Within three months, the US had removed the Taliban regime and the International Security Assistance Force, composed of more than 40 nations, was established to restore peace and secure the nation.
While the US and international forces continued to pursue Al Qaeda, they also turned their efforts to combating antigovernment forces, training Afghan forces, and engaging in reconstruction projects. Violence remained relatively low until mid-2006, when the Taliban began to make a resurgence. Now Afghanistan is experiencing record levels of violence, and though the Taliban and other insurgent groups have reportedly started talks with the government, most analysts agree that a comprehensive peace agreement will take time.
Among the challenges facing those trying to make peace, many question if those appointed by President Hamid Karzai to be part of the High Peace Council, a group that held its inaugural meeting Thursday separately from secret peace talks, are capable of brokering a deal with antigovernment forces.
“There are only few [individuals on the council] that represent the voice of the Afghan people, but those cannot thaw the ice between the Taliban and the Afghan government,” says Khalil Nouri, cofounder of New World Strategies Coalition Inc., an Afghanistan think tank based in Fremont, Calif., that researches nonmilitary solutions.
Candace Rondeaux, the International Crisis Group’s senior analyst for Afghanistan, is also skeptical. “It is unclear which elements of the insurgency would be welcome at the table," she says, '' [and] it is not entirely clear that those from the ISAF side of the table who would be in a position to bargain fully understand the demands of the insurgency and are prepared to deal with those demands or that they have anything to offer in exchange.”
A phone call: 'it's safe to come home'
When he was 11 years old, living as a refugee in Peshawar, Pakistan, Mohammed Zaki’s aunt called his mother from Kabul to tell her that the Americans had started bombing the Taliban and soon it would be safe for him to return to Afghanistan. Three months later, his family was back in their homeland.
“I was very happy when I heard about the Americans bombing Afghanistan, because I thought they would destroy the Taliban and I could go back to my land,” says Mr. Zaki, a furniture-maker. “Now the situation has changed.
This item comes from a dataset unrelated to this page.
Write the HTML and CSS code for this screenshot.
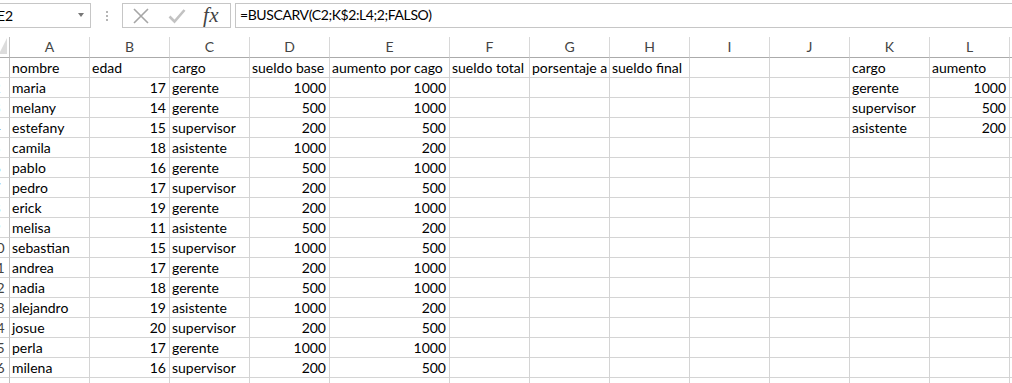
FILE: index.html
```html
<!DOCTYPE html>
<html lang="es">
<head>
<meta charset="utf-8">
<title>Hoja de cálculo</title>
<link rel="stylesheet" href="styles.css">
</head>
<body>
<div class="fbar">
  <div class="namebox"><span class="nb-text">E2</span><span class="nb-arrow"></span></div>
  <div class="grip"><i></i><i></i><i></i></div>
  <div class="iconbox">
    <svg class="ic-x" width="18" height="16" viewBox="0 0 18 16"><path d="M2 1 L16 15 M16 1 L2 15" stroke="#a6a6a6" stroke-width="1.6" fill="none"/></svg>
    <svg class="ic-ok" width="18" height="16" viewBox="0 0 18 16"><path d="M1.5 8.5 L6.5 13.5 L16.5 2" stroke="#c2c2c2" stroke-width="2.6" fill="none"/></svg>
    <span class="fx">fx</span>
  </div>
  <div class="formula">=BUSCARV(C2;K$2:L4;2;FALSO)</div>
</div>
<div class="sheet">
  <div class="corner"><svg width="8" height="16" viewBox="0 0 8 16"><path d="M8 0 L8 16 L0 16 Z" fill="#dcdcdc"/></svg></div>
  <div class="ch">A</div><div class="ch">B</div><div class="ch">C</div><div class="ch">D</div><div class="ch">E</div><div class="ch">F</div><div class="ch">G</div><div class="ch">H</div><div class="ch">I</div><div class="ch">J</div><div class="ch">K</div><div class="ch">L</div><div class="ch">M</div>

  <div class="rh">1</div><div class="c">nombre</div><div class="c">edad</div><div class="c">cargo</div><div class="c">sueldo base</div><div class="c">aumento por cago</div><div class="c">sueldo total</div><div class="c">porsentaje a</div><div class="c">sueldo final</div><div class="c"></div><div class="c"></div><div class="c">cargo</div><div class="c">aumento</div><div class="c"></div>
  <div class="rh">2</div><div class="c">maria</div><div class="c n">17</div><div class="c">gerente</div><div class="c n">1000</div><div class="c n">1000</div><div class="c"></div><div class="c"></div><div class="c"></div><div class="c"></div><div class="c"></div><div class="c">gerente</div><div class="c n">1000</div><div class="c"></div>
  <div class="rh">3</div><div class="c">melany</div><div class="c n">14</div><div class="c">gerente</div><div class="c n">500</div><div class="c n">1000</div><div class="c"></div><div class="c"></div><div class="c"></div><div class="c"></div><div class="c"></div><div class="c">supervisor</div><div class="c n">500</div><div class="c"></div>
  <div class="rh">4</div><div class="c">estefany</div><div class="c n">15</div><div class="c">supervisor</div><div class="c n">200</div><div class="c n">500</div><div class="c"></div><div class="c"></div><div class="c"></div><div class="c"></div><div class="c"></div><div class="c">asistente</div><div class="c n">200</div><div class="c"></div>
  <div class="rh">5</div><div class="c">camila</div><div class="c n">18</div><div class="c">asistente</div><div class="c n">1000</div><div class="c n">200</div><div class="c"></div><div class="c"></div><div class="c"></div><div class="c"></div><div class="c"></div><div class="c"></div><div class="c"></div><div class="c"></div>
  <div class="rh">6</div><div class="c">pablo</div><div class="c n">16</div><div class="c">gerente</div><div class="c n">500</div><div class="c n">1000</div><div class="c"></div><div class="c"></div><div class="c"></div><div class="c"></div><div class="c"></div><div class="c"></div><div class="c"></div><div class="c"></div>
  <div class="rh">7</div><div class="c">pedro</div><div class="c n">17</div><div class="c">supervisor</div><div class="c n">200</div><div class="c n">500</div><div class="c"></div><div class="c"></div><div class="c"></div><div class="c"></div><div class="c"></div><div class="c"></div><div class="c"></div><div class="c"></div>
  <div class="rh">8</div><div class="c">erick</div><div class="c n">19</div><div class="c">gerente</div><div class="c n">200</div><div class="c n">1000</div><div class="c"></div><div class="c"></div><div class="c"></div><div class="c"></div><div class="c"></div><div class="c"></div><div class="c"></div><div class="c"></div>
  <div class="rh">9</div><div class="c">melisa</div><div class="c n">11</div><div class="c">asistente</div><div class="c n">500</div><div class="c n">200</div><div class="c"></div><div class="c"></div><div class="c"></div><div class="c"></div><div class="c"></div><div class="c"></div><div class="c"></div><div class="c"></div>
  <div class="rh">10</div><div class="c">sebastian</div><div class="c n">15</div><div class="c">supervisor</div><div class="c n">1000</div><div class="c n">500</div><div class="c"></div><div class="c"></div><div class="c"></div><div class="c"></div><div class="c"></div><div class="c"></div><div class="c"></div><div class="c"></div>
  <div class="rh">11</div><div class="c">andrea</div><div class="c n">17</div><div class="c">gerente</div><div class="c n">200</div><div class="c n">1000</div><div class="c"></div><div class="c"></div><div class="c"></div><div class="c"></div><div class="c"></div><div class="c"></div><div class="c"></div><div class="c"></div>
  <div class="rh">12</div><div class="c">nadia</div><div class="c n">18</div><div class="c">gerente</div><div class="c n">500</div><div class="c n">1000</div><div class="c"></div><div class="c"></div><div class="c"></div><div class="c"></div><div class="c"></div><div class="c"></div><div class="c"></div><div class="c"></div>
  <div class="rh">13</div><div class="c">alejandro</div><div class="c n">19</div><div class="c">asistente</div><div class="c n">1000</div><div class="c n">200</div><div class="c"></div><div class="c"></div><div class="c"></div><div class="c"></div><div class="c"></div><div class="c"></div><div class="c"></div><div class="c"></div>
  <div class="rh">14</div><div class="c">josue</div><div class="c n">20</div><div class="c">supervisor</div><div class="c n">200</div><div class="c n">500</div><div class="c"></div><div class="c"></div><div class="c"></div><div class="c"></div><div class="c"></div><div class="c"></div><div class="c"></div><div class="c"></div>
  <div class="rh">15</div><div class="c">perla</div><div class="c n">17</div><div class="c">gerente</div><div class="c n">1000</div><div class="c n">1000</div><div class="c"></div><div class="c"></div><div class="c"></div><div class="c"></div><div class="c"></div><div class="c"></div><div class="c"></div><div class="c"></div>
  <div class="rh">16</div><div class="c">milena</div><div class="c n">16</div><div class="c">supervisor</div><div class="c n">200</div><div class="c n">500</div><div class="c"></div><div class="c"></div><div class="c"></div><div class="c"></div><div class="c"></div><div class="c"></div><div class="c"></div><div class="c"></div>
  <div class="rh">17</div><div class="c"></div><div class="c"></div><div class="c"></div><div class="c"></div><div class="c"></div><div class="c"></div><div class="c"></div><div class="c"></div><div class="c"></div><div class="c"></div><div class="c"></div><div class="c"></div><div class="c"></div>
</div>
</body>
</html>
```
FILE: styles.css
```css
html, body {
  margin: 0;
  padding: 0;
  background: #fff;
  overflow: hidden;
  width: 1012px;
  height: 383px;
}
body {
  font-family: Lato, "Open Sans", sans-serif;
  font-size: 14px;
  color: #000;
}
.fbar {
  height: 37px;
  display: flex;
  align-items: flex-start;
  padding-top: 3px;
  box-sizing: border-box;
}
.namebox {
  margin-left: -10px;
  width: 101px;
  height: 25px;
  box-sizing: border-box;
  border: 1px solid #c6c6c6;
  display: flex;
  align-items: center;
  padding-left: 6px;
  position: relative;
}
.nb-text {
  line-height: 22px;
}
.nb-arrow {
  position: absolute;
  left: 87px;
  top: 9px;
  width: 0;
  height: 0;
  border-left: 3.5px solid transparent;
  border-right: 3.5px solid transparent;
  border-top: 4px solid #777;
}
.grip {
  width: 31px;
  height: 25px;
  display: flex;
  flex-direction: column;
  align-items: center;
  justify-content: center;
  gap: 2px;
}
.grip i {
  display: block;
  width: 2px;
  height: 2px;
  background: #b5b5b5;
}
.iconbox {
  width: 109px;
  height: 25px;
  box-sizing: border-box;
  border: 1px solid #c6c6c6;
  display: flex;
  align-items: center;
  padding-left: 9px;
}
.ic-x { margin-right: 18px; }
.ic-ok { margin-right: 17px; }
.fx {
  font-family: "Liberation Serif", serif;
  font-style: italic;
  font-size: 21px;
  color: #444;
  line-height: 22px;
  letter-spacing: 0.5px;
  margin-top: -2px;
}
.formula {
  margin-left: 4px;
  flex: 1;
  height: 25px;
  box-sizing: border-box;
  border: 1px solid #c6c6c6;
  border-right: none;
  padding-left: 4px;
  line-height: 22px;
  white-space: nowrap;
  letter-spacing: -0.4px;
}
.sheet {
  margin-left: -16px;
  display: grid;
  grid-template-columns: 26px 80px 80px 80px 80px 120px 80px 80px 80px 80px 80px 80px 80px 40px;
  grid-template-rows: 21px;
  grid-auto-rows: 20px;
}
.sheet > div {
  box-sizing: border-box;
  border-right: 1px solid #d4d4d4;
  border-bottom: 1px solid #d4d4d4;
  white-space: nowrap;
  overflow: hidden;
  line-height: 19px;
}
.sheet > .corner {
  border-right: 1px solid #c0c0c0;
  border-bottom: 1px solid #ababab;
  display: flex;
  align-items: flex-end;
  justify-content: flex-end;
  padding: 0 2px 3px 0;
}
.corner svg { display: block; }
.sheet > .ch {
  text-align: center;
  color: #444;
  border-bottom-color: #ababab;
  line-height: 20px;
  border-right-color: #d8d8d8;
}
.sheet > .rh {
  text-align: center;
  color: #444;
  border-right-color: #c0c0c0;
}
.c {
  padding: 0 2px;
}
.c.n {
  text-align: right;
  padding-right: 3px;
}
```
We were safe in Pakistan, but now we don’t know if a suicide bomber will blow himself up at any moment, and Pakistan has gotten worse so we can’t go back there, either.”
Many Afghans who remember the initial excitement of the American and international forces' attacks on the Taliban, say they also remember just as vividly the shift in their support of the US.
“We were happy that they destroyed the Taliban, but we got angry when they started killing civilians,” says Hossin Ali Karimi, a social worker at an international nongovernmental organization in Kabul, echoing a common sentiment among Afghans who have grown disenchanted with the presence of foreign forces.
Despite his frustrations with foreign troops, however, he says that if they leave, he worries that the Taliban will return to power.
For Abdul Shakur, who has spent most of his adult life battling the Taliban, first with the Northern Alliance and now as an officer with the Afghan Army, his hope was that the American bombardment would bring an end to war in his country. Stationed in Parwan, north of Kabul, nine years ago, he watched bombs fall on Taliban trenches. Only five years earlier, he’d been shot in the neck during a battle with the Taliban.
“I was very excited that the Taliban were being killed by the bombing,” he says. Today, he says he worries that the Taliban is even stronger than it was before. “Now I am happier than I was during the Taliban time, but there are still problems.”